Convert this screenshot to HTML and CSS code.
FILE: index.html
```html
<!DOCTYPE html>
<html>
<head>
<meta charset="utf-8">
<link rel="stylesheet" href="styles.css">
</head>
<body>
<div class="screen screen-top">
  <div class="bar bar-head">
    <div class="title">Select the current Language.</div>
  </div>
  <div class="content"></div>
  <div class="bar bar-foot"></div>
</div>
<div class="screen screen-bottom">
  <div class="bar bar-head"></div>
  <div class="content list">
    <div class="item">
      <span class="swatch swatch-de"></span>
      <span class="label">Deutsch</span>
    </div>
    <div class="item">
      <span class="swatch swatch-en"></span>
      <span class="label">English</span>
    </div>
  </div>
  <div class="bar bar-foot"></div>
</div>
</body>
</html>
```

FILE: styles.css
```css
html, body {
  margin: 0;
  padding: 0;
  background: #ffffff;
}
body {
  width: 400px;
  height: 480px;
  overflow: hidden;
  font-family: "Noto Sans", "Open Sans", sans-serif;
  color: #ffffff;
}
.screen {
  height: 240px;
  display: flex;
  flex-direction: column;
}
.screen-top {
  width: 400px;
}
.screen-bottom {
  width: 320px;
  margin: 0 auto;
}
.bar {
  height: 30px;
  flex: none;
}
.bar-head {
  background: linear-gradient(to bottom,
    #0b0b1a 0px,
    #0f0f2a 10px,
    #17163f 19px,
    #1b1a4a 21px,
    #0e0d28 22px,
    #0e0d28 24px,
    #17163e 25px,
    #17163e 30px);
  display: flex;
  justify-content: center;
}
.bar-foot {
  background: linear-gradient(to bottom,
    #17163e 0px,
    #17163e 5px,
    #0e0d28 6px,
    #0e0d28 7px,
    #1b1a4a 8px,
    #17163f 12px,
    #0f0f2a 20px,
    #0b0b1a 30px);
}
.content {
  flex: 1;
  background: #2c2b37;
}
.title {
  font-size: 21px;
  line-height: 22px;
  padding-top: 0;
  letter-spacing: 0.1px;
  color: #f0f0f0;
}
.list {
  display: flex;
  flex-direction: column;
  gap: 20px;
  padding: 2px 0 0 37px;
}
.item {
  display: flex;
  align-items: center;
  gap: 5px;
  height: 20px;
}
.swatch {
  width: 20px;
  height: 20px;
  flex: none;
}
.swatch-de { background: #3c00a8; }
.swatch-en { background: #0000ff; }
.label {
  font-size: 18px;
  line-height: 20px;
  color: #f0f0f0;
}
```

* **Task to carry out**: Return the material in full, exactly as shown.

* **Reply**:
Convert this screenshot to HTML and CSS code.
FILE: index.html
```html
<!DOCTYPE html>
<html>
<head>
<meta charset="utf-8">
<link rel="stylesheet" href="styles.css">
</head>
<body>
<div class="screen screen-top">
  <div class="bar bar-head">
    <div class="title">Select the current Language.</div>
  </div>
  <div class="content"></div>
  <div class="bar bar-foot"></div>
</div>
<div class="screen screen-bottom">
  <div class="bar bar-head"></div>
  <div class="content list">
    <div class="item">
      <span class="swatch swatch-de"></span>
      <span class="label">Deutsch</span>
    </div>
    <div class="item">
      <span class="swatch swatch-en"></span>
      <span class="label">English</span>
    </div>
  </div>
  <div class="bar bar-foot"></div>
</div>
</body>
</html>
```

FILE: styles.css
```css
html, body {
  margin: 0;
  padding: 0;
  background: #ffffff;
}
body {
  width: 400px;
  height: 480px;
  overflow: hidden;
  font-family: "Noto Sans", "Open Sans", sans-serif;
  color: #ffffff;
}
.screen {
  height: 240px;
  display: flex;
  flex-direction: column;
}
.screen-top {
  width: 400px;
}
.screen-bottom {
  width: 320px;
  margin: 0 auto;
}
.bar {
  height: 30px;
  flex: none;
}
.bar-head {
  background: linear-gradient(to bottom,
    #0b0b1a 0px,
    #0f0f2a 10px,
    #17163f 19px,
    #1b1a4a 21px,
    #0e0d28 22px,
    #0e0d28 24px,
    #17163e 25px,
    #17163e 30px);
  display: flex;
  justify-content: center;
}
.bar-foot {
  background: linear-gradient(to bottom,
    #17163e 0px,
    #17163e 5px,
    #0e0d28 6px,
    #0e0d28 7px,
    #1b1a4a 8px,
    #17163f 12px,
    #0f0f2a 20px,
    #0b0b1a 30px);
}
.content {
  flex: 1;
  background: #2c2b37;
}
.title {
  font-size: 21px;
  line-height: 22px;
  padding-top: 0;
  letter-spacing: 0.1px;
  color: #f0f0f0;
}
.list {
  display: flex;
  flex-direction: column;
  gap: 20px;
  padding: 2px 0 0 37px;
}
.item {
  display: flex;
  align-items: center;
  gap: 5px;
  height: 20px;
}
.swatch {
  width: 20px;
  height: 20px;
  flex: none;
}
.swatch-de { background: #3c00a8; }
.swatch-en { background: #0000ff; }
.label {
  font-size: 18px;
  line-height: 20px;
  color: #f0f0f0;
}
```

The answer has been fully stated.